The owner of The Skagway News is giving the bi-weekly newspaper away… but with plenty of strings attached. The heir has to prove they can keep the paper going strong.

Larry Persily bought the 41-year-old paper earlier this year. He’s been managing the business from Anchorage where he’s a university professor teaching journalism.

He says running The Skagway News is nothing like big city reporting.

“It’s a much harder assignment, you’ve got to be a mix of reporter and also counselor, and compassionate and understanding and supportive of the community. It’s not the same as being an anonymous reporter for the Seattle Times,” he said.

The editor he’d hired is leaving, so he says he’s ready to pass on the whole newspaper to someone local–or willing to relocate. The paper’s circulation is around 500. But that’s not bad considering the community’s year-round population hovers around 1,000.

The paper’s founder, Jeff Brady, says even with social media and a robust rumor mill, small towns like Skagway need their paper of record.

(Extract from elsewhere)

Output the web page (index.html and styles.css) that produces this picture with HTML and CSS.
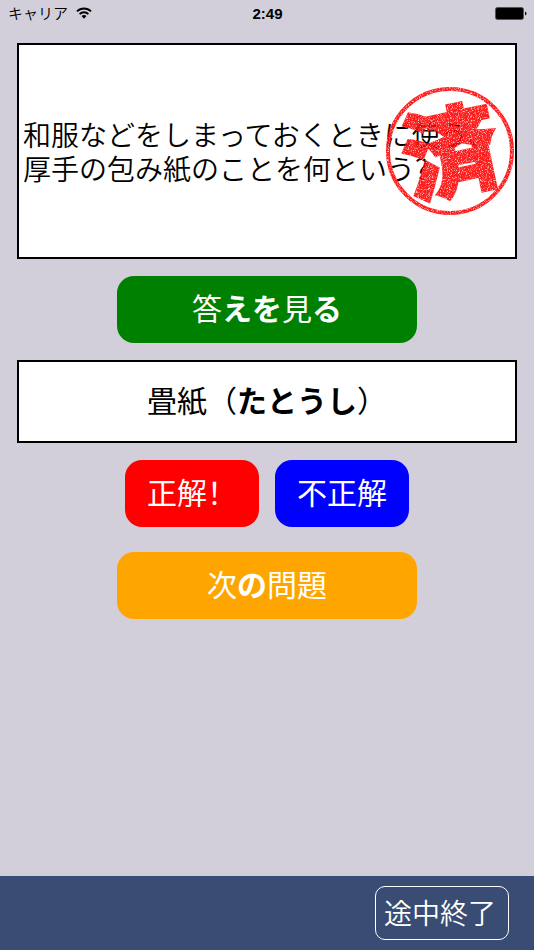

“Stories go around and around different ways in the community, but really, not until they land in the paper is there any validity to them. People will always be drawn to, you know, ‘Okay, what really happened? Let’s go look in the paper.'”

And that’s one reason Persily says he needs to find someone to carry that tradition. He’s 68 and got his start in journalism in the 1960s.

“I’m hoping to find a replica of myself for 2019, 2020 to take over a small newspaper in a very small town. You know, the odds aren’t good, but I believe in it,” he said.

The owner/editor will also need to be a publisher with a knack for business. The paper’s debt free, but making money isn’t easy. The Skagway News owes its existence to the visitor’s guide it publishes for the million or so tourists who walk off cruise ships each season.

Skagway Chamber of Commerce’s Blaine Mero says the paper’s old fashioned advertising is crucial for local businesses.

“I can’t imagine not having an ad in the paper,” he said.

“Everybody has the opportunity to advertise in the paper, you know, what their business is about if they’re having a sale.”

So what does Persily want in a successor? He expects to get calls from all over, but he says his preference is someone who already knows the lay of the land.

“Someone who knows what a ferry system is and why it’s a mess. Someone who understands in the history of state funding for schools and why it’s so important and why communities are nervous. And someone who understands a seine from a gillnet from a hand troller from a power troller,” said Persily.

It’s a tall order and the clock is ticking. That visitor’s guide goes to the printer’s in the spring. Which means Persily needs a new editor in place for the New Year. If you’re interested, he says to make sure you check your spelling. He says he’s already fielded an inquiry from someone who spelled the name of their own town wrong. The job’s still open.